Defense attorneys have argued that if the accusers really suffered the abuse they claim - including pregnancies, forced abortions and bestiality - there would be health records detailing injuries the children sustained. Instead, the attorneys contend the alleged victims met with a counselor who somehow convinced them they had been molested.

The attorneys have requested a list of physical and mental health care providers for at least five of the siblings - including one whose claims are outside the statute of limitations - and comprehensive health records going back to when they were small children.

The siblings initially said they didn't want to turn over their deeply personal information because they were afraid it would be leaked to the public. They cited several instances in which their names, and in some case their addresses, showed up in public court documents as the basis for their resistance.

Those fears have been eased somewhat with the appointment late last year of Discovery Judge Michael Maloney to review the records and decide what should be provided to attorneys. Since he issued a mid-December order for discovery, Maloney has received thousands of pages of health records from some of the alleged victims, but not all.

At least four of the accusers claim they were sexually abused over a number of years, starting in the early 1980s, by the Mohler patriarch and his sons Burrell Jr., David, Jared and Roland, on a farm 30 miles east of Kansas City.

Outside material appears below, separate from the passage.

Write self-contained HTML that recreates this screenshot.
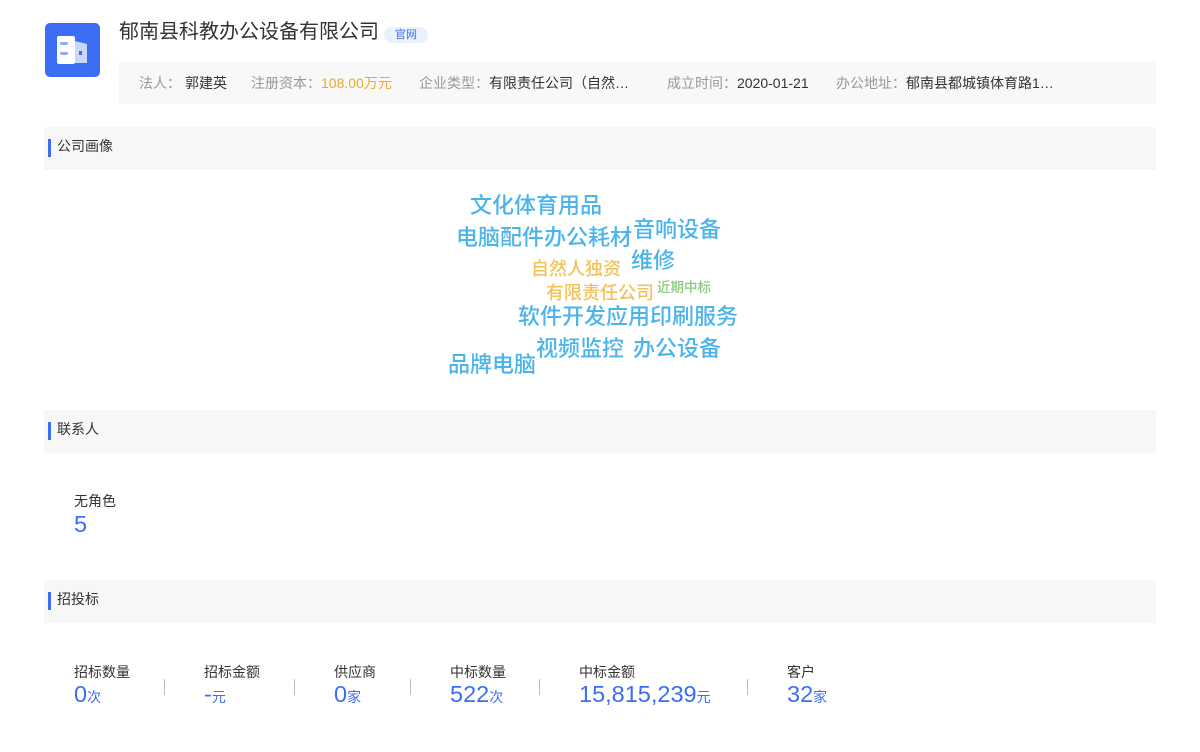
<!DOCTYPE html>
<html><head><meta charset="utf-8"><style>
*{margin:0;padding:0;box-sizing:border-box}
body{width:1200px;height:752px;background:#fff;position:relative;font-family:"Liberation Sans","Noto Sans CJK SC",sans-serif;color:#333;overflow:hidden}
.a{position:absolute;white-space:nowrap;line-height:1}
.bar{position:absolute;left:44px;width:1112px;height:43px;background:#f7f7f7}
.bar i{position:absolute;left:4px;top:12px;width:3px;height:18px;background:#3b6ef5}
.bar span{position:absolute;left:13px;top:12px;font-size:14px;color:#333;line-height:1}
.w{position:absolute;white-space:nowrap;line-height:1;font-weight:500;color:#4bb4ea;font-size:22px}
.y{color:#f3c25a;font-size:18px}
.lb{font-size:14px;color:#333}
.vl{font-size:23.5px;color:#3b6ef5}
.vl small{font-size:14px}
.dv{position:absolute;top:679px;width:1px;height:16px;background:#bbb}
.g{color:#999}
.i{font-size:14px}
</style></head><body>
<div class="a" style="left:45px;top:23px;width:55px;height:54px;background:#3b6ef5;border-radius:5px">
<svg width="55" height="54" viewBox="0 0 55 54"><rect x="12" y="13" width="18" height="28" rx="2" fill="#fff"/><path d="M30 18 L42 21 V40 H30 Z" fill="#c8d8fb"/><rect x="15" y="19" width="8" height="3" rx="1.5" fill="#8fb0f8"/><rect x="15" y="29" width="8" height="3" rx="1.5" fill="#8fb0f8"/><rect x="34" y="28" width="3" height="4" fill="#3b6ef5"/></svg></div>
<div class="a" style="left:119px;top:22px;font-size:20px;color:#333">郁南县科教办公设备有限公司</div>
<div class="a" style="left:384px;top:27px;width:44px;height:16px;background:#eaf1fc;border-radius:8px;color:#3b6ef5;font-size:11px;line-height:16px;text-align:center">官网</div>
<div class="a" style="left:119px;top:62px;width:1037px;height:42px;background:#f8f8f8"></div>
<div class="a i" style="left:139px;top:76px"><span class="g">法人：</span></div>
<div class="a i" style="left:185px;top:76px">郭建英</div>
<div class="a i" style="left:251px;top:76px"><span class="g">注册资本：</span><span style="color:#f0a830">108.00万元</span></div>
<div class="a i" style="left:419px;top:76px"><span class="g">企业类型：</span>有限责任公司（自然…</div>
<div class="a i" style="left:667px;top:76px"><span class="g">成立时间：</span>2020-01-21</div>
<div class="a i" style="left:836px;top:76px"><span class="g">办公地址：</span>郁南县都城镇体育路1…</div>

<div class="bar" style="top:127px"><i></i><span>公司画像</span></div>
<div class="w" style="left:470px;top:195px">文化体育用品</div>
<div class="w" style="left:456px;top:227px">电脑配件办公耗材</div>
<div class="w" style="left:633px;top:219px">音响设备</div>
<div class="w" style="left:631px;top:250px">维修</div>
<div class="w y" style="left:531px;top:260px">自然人独资</div>
<div class="w y" style="left:546px;top:284px">有限责任公司</div>
<div class="w" style="left:657px;top:281px;font-size:13.5px;color:#8cc97a">近期中标</div>
<div class="w" style="left:518px;top:306px">软件开发应用印刷服务</div>
<div class="w" style="left:536px;top:338px">视频监控</div>
<div class="w" style="left:633px;top:338px">办公设备</div>
<div class="w" style="left:448px;top:354px">品牌电脑</div>

<div class="bar" style="top:410px"><i></i><span>联系人</span></div>
<div class="a lb" style="left:74px;top:494px">无角色</div>
<div class="a vl" style="left:74px;top:513px">5</div>

<div class="bar" style="top:580px"><i></i><span>招投标</span></div>
<div class="a lb" style="left:74px;top:665px">招标数量</div><div class="a vl" style="left:74px;top:683px">0<small>次</small></div>
<div class="dv" style="left:164px"></div>
<div class="a lb" style="left:204px;top:665px">招标金额</div><div class="a vl" style="left:204px;top:683px">-<small>元</small></div>
<div class="dv" style="left:294px"></div>
<div class="a lb" style="left:334px;top:665px">供应商</div><div class="a vl" style="left:334px;top:683px">0<small>家</small></div>
<div class="dv" style="left:410px"></div>
<div class="a lb" style="left:450px;top:665px">中标数量</div><div class="a vl" style="left:450px;top:683px">522<small>次</small></div>
<div class="dv" style="left:539px"></div>
<div class="a lb" style="left:579px;top:665px">中标金额</div><div class="a vl" style="left:579px;top:683px">15,815,239<small>元</small></div>
<div class="dv" style="left:747px"></div>
<div class="a lb" style="left:787px;top:665px">客户</div><div class="a vl" style="left:787px;top:683px">32<small>家</small></div>
</body></html>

Those men, and Burrell Mohler Sr.'s brother Darrel, were arrested in November 2009 on dozens of Lafayette County charges.

Darrel Mohler died in September at his Florida home at the age of 74 while awaiting trial.

The accusers said they didn't remember until 2008 many of the sadistic acts they claim the older men committed decades earlier.

Meanwhile, another trial has been pushed back because of the discovery issue. Burrell Mohler Sr., who was released last week after more than two years behind bars, had been scheduled to go to trial in April, but that has been taken off the docket.

Next in line is the trial for Burrell Mohler Jr., scheduled for May 15 in Pettis County.